I agree strongly. My personal standard is that code is not allowed to compile with warnings without a damn good reason. But an unstated corollary to that is that warnings must be dealt with by design, not by happening. It is NOT okay to just throw around seemingly random type casts to make a warning go away -- I want to understand WHY the warning was thrown and why the code modification mitigated it. In this case I don't understand either.
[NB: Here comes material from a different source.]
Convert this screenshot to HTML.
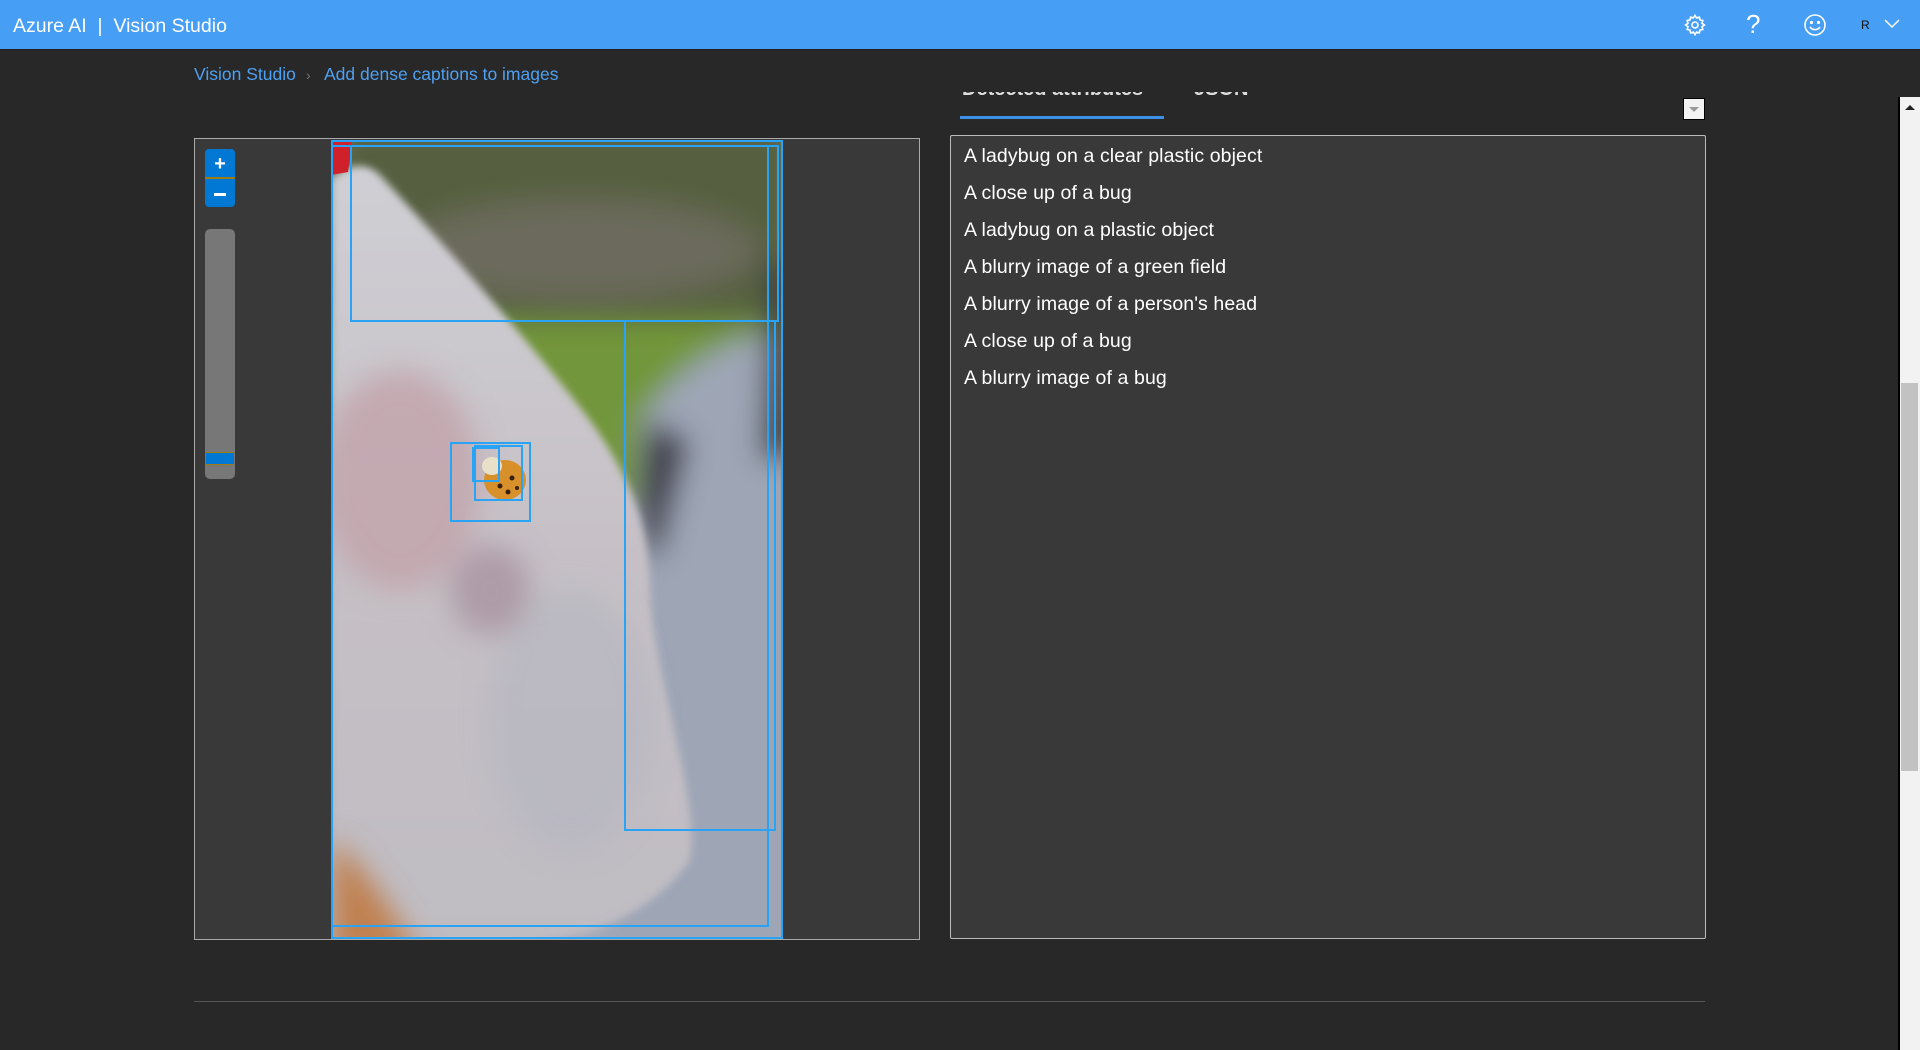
<!DOCTYPE html>
<html><head><meta charset="utf-8"><style>
*{margin:0;padding:0;box-sizing:border-box}
body{width:1920px;height:1050px;background:#282828;position:relative;overflow:hidden;font-family:"Segoe UI","Liberation Sans",sans-serif;color:#fff}
.hdr{position:absolute;left:0;top:0;width:1920px;height:50px;background:#469ff5;border-bottom:1px solid #1e1e1e}
.hdr .t{position:absolute;left:13px;top:15px;font-size:19.5px;color:#fff}
.bc{position:absolute;top:64px;font-size:17.5px;color:#4ea0f2}
.abs{position:absolute}
.cap{position:absolute;left:964px;font-size:19.5px;color:#fff;letter-spacing:.1px}
</style></head><body>
<div class="hdr"><div class="t">Azure AI&nbsp; |&nbsp; Vision Studio</div>
<svg class="abs" style="left:1683px;top:13px" width="24" height="24" viewBox="0 0 24 24" fill="none" stroke="#fff" stroke-width="1.6"><circle cx="12" cy="12" r="3"/><path d="M12 2.5l1.6 2.4 2.8-.8.6 2.8 2.8.6-.8 2.8 2.4 1.7-2.4 1.7.8 2.8-2.8.6-.6 2.8-2.8-.8L12 21.5l-1.6-2.4-2.8.8-.6-2.8-2.8-.6.8-2.8L2.6 12l2.4-1.7-.8-2.8 2.8-.6.6-2.8 2.8.8z"/></svg>
<div class="abs" style="left:1746px;top:9px;font-size:26px;font-weight:300;color:#fff">?</div>
<svg class="abs" style="left:1803px;top:13px" width="24" height="24" viewBox="0 0 24 24" fill="none" stroke="#fff" stroke-width="1.6"><circle cx="12" cy="12" r="10"/><circle cx="8.5" cy="9.5" r=".8" fill="#fff"/><circle cx="15.5" cy="9.5" r=".8" fill="#fff"/><path d="M7 14c2.5 3.5 7.5 3.5 10 0"/></svg>
<div class="abs" style="left:1861px;top:18px;font-size:12px;color:#111">R</div>
<svg class="abs" style="left:1884px;top:19px" width="16" height="10" viewBox="0 0 16 10" fill="none" stroke="#fff" stroke-width="1.5"><path d="M1 1l7 7 7-7"/></svg>
</div>
<div class="bc" style="left:194px">Vision Studio</div>
<div class="bc" style="left:306px;color:#777;font-size:14px;top:67px">›</div>
<div class="bc" style="left:324px">Add dense captions to images</div>

<div class="abs" style="left:962px;top:92px;width:200px;height:9px;overflow:hidden"><div style="margin-top:-14px;font-size:20px;font-weight:600;color:#ddd">Detected attributes</div></div>
<div class="abs" style="left:1194px;top:92px;width:60px;height:9px;overflow:hidden"><div style="margin-top:-14px;font-size:20px;font-weight:600;color:#ddd">JSON</div></div>
<div class="abs" style="left:960px;top:116px;width:204px;height:3px;background:#3c91e6"></div>
<div class="abs" style="left:1683px;top:98px;width:22px;height:22px;background:#f2f2f2;border:1px solid #000"></div>
<div class="abs" style="left:1689px;top:107px;width:0;height:0;border-left:5px solid transparent;border-right:5px solid transparent;border-top:5px solid #999"></div>

<div class="abs" style="left:194px;top:138px;width:726px;height:802px;background:#393939;border:1px solid #aaa"></div>
<div class="abs" style="left:205px;top:149px;width:30px;height:58px;background:#0078d4;border-radius:4px"></div>
<div class="abs" style="left:205px;top:177px;width:30px;height:2px;background:#a07c10"></div>
<div class="abs" style="left:205px;top:152px;width:30px;font-size:20px;font-weight:bold;text-align:center;line-height:24px">+</div>
<div class="abs" style="left:214px;top:193px;width:12px;height:2.5px;background:#fff"></div>
<div class="abs" style="left:205px;top:229px;width:30px;height:250px;background:#777;border-radius:5px"></div>
<div class="abs" style="left:206px;top:452px;width:28px;height:13px;background:#0078d4;border-bottom:1px solid #a07c10;border-top:1px solid #a07c10"></div>

<svg class="abs" style="left:331px;top:140px" width="452" height="799" viewBox="331 140 452 799">
<defs>
<filter id="b" x="-20%" y="-20%" width="140%" height="140%"><feGaussianBlur stdDeviation="14"/></filter>
<filter id="b2"><feGaussianBlur stdDeviation="4"/></filter>
<linearGradient id="bot" x1="0" y1="0" x2="0" y2="1"><stop offset="0" stop-color="#cfcfd4"/><stop offset=".5" stop-color="#c6c0c6"/><stop offset="1" stop-color="#bfbcc2"/></linearGradient>
</defs>
<rect x="331" y="140" width="452" height="799" fill="#a8acb8"/>
<g filter="url(#b)">
<rect x="331" y="120" width="470" height="210" fill="#56603f"/>
<ellipse cx="580" cy="250" rx="180" ry="50" fill="#6c6a5c"/>
<rect x="331" y="320" width="470" height="180" fill="#72963a"/>
<path d="M640 420 C680 360 740 330 800 330 L800 960 L600 960 Z" fill="#9ea6b6"/>
<path d="M650 420 C630 500 640 560 660 560 L690 440 Z" fill="#3c3c48"/>
<path d="M770 260 L800 260 L800 460 L760 460 Z" fill="#3a3c40"/>
</g>
<g filter="url(#b2)">
<path d="M331 180 C345 165 365 160 380 175 C440 240 520 330 590 420 C640 490 650 540 650 600 C660 700 700 800 690 860 C640 930 560 945 480 945 L331 945 Z" fill="url(#bot)"/>
</g>
<g filter="url(#b)">
<ellipse cx="400" cy="480" rx="80" ry="110" fill="#c2a2aa" opacity=".8"/>
<ellipse cx="490" cy="590" rx="40" ry="45" fill="#9f8494" opacity=".6"/>
<ellipse cx="570" cy="720" rx="80" ry="130" fill="#b2b4c0" opacity=".5"/>
<path d="M331 840 C360 860 400 920 420 960 L331 960 Z" fill="#c08050"/>
</g>
<path d="M331 140 L352 140 L348 172 L331 175 Z" fill="#d0202a"/>
<ellipse cx="505" cy="480" rx="21" ry="20" fill="#d8902a"/>
<ellipse cx="492" cy="466" rx="10" ry="9" fill="#e8e0c8"/>
<circle cx="500" cy="486" r="2.5" fill="#3a2010"/><circle cx="512" cy="478" r="2.5" fill="#3a2010"/><circle cx="508" cy="492" r="2.5" fill="#3a2010"/><circle cx="517" cy="488" r="2" fill="#3a2010"/>
<g fill="none" stroke="#29a3f5" stroke-width="2">
<rect x="332" y="141" width="450" height="797"/>
<rect x="351" y="146" width="427" height="175"/>
<rect x="332" y="146" width="436" height="780"/>
<rect x="625" y="321" width="150" height="509"/>
<rect x="451" y="443" width="79" height="78"/>
<rect x="475" y="446" width="47" height="54"/>
<rect x="473" y="448" width="26" height="33"/>
</g>
</svg>

<div class="abs" style="left:950px;top:135px;width:756px;height:804px;background:#393939;border:1px solid #bbb;border-radius:2px"></div>
<div class="cap" style="top:145px">A ladybug on a clear plastic object</div>
<div class="cap" style="top:182px">A close up of a bug</div>
<div class="cap" style="top:219px">A ladybug on a plastic object</div>
<div class="cap" style="top:256px">A blurry image of a green field</div>
<div class="cap" style="top:293px">A blurry image of a person's head</div>
<div class="cap" style="top:330px">A close up of a bug</div>
<div class="cap" style="top:367px">A blurry image of a bug</div>

<div class="abs" style="left:194px;top:1001px;width:1511px;height:1px;background:#555"></div>

<div class="abs" style="left:1898px;top:97px;width:2px;height:953px;background:#000"></div>
<div class="abs" style="left:1900px;top:97px;width:20px;height:953px;background:#f2f2f2"></div>
<div class="abs" style="left:1905px;top:105px;width:0;height:0;border-left:5px solid transparent;border-right:5px solid transparent;border-bottom:5px solid #222"></div>
<div class="abs" style="left:1901px;top:383px;width:17px;height:388px;background:#c2c2c2"></div>
</body></html>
I've never used the XC8 compiler, but my impression based on numerous other threads is that it has some significant quirks (almost all compilers have at least a few).
 

nsaspook

Joined Aug 27, 2009
6,576
This is one of those "erring on the side of caution" warnings that's completely over engineered in XC8 to the point of being useless.

A GCC example of the warning from the 'net'. (made into an error)

# gcc -Werror -Wall -Wextra -pedantic -o signwarn signwarn.c
# gcc -Wconversion -Werror -Wall -Wextra -pedantic -o signwarn signwarn.c
signwarn.c: In function ‘sign_warn’:
signwarn.c:21:26: error: unsigned conversion from ‘int’ to ‘unsigned int’ changes value from ‘-30’ to ‘4294967266’ [-Werror=sign-conversion]
unsigned int x=20, y=-30;
^
cc1: all warnings being treated as errors
root@nmusic:~# cat signwarn.c

C:
#include <stdint.h>
#include <stdio.h>

int sign_warn(void);

int main(void) {
uint8_t index = 0;
index = index >> 4; // warning
index = index >> (uint8_t)4; // warning
index = index >> 4U; // warning
index>>=4; // no warning
index = (uint8_t) (index >> 4); // no warning
index = (uint8_t) (index >> 4U); // no warning

sign_warn();
return 0;
}

int sign_warn(void)
{
unsigned int x=20, y=-30;
if (x > y) {
printf("%d > %d\n", x, y);
} else {
printf("%d <= %d\n", x, y);
}
return 0;
}
https://gcc.gnu.org/onlinedocs/gcc/Warning-Options.html#index-Wclobbered-379

-Wconversion

Warn for implicit conversions that may alter a value. This includes conversions between real and integer, like abs (x) when x is double; conversions between signed and unsigned, like unsigned ui = -1; and conversions to smaller types, like sqrtf (M_PI). Do not warn for explicit casts like abs ((int) x) and ui = (unsigned) -1, or if the value is not changed by the conversion like in abs (2.0). Warnings about conversions between signed and unsigned integers can be disabled by using -Wno-sign-conversion.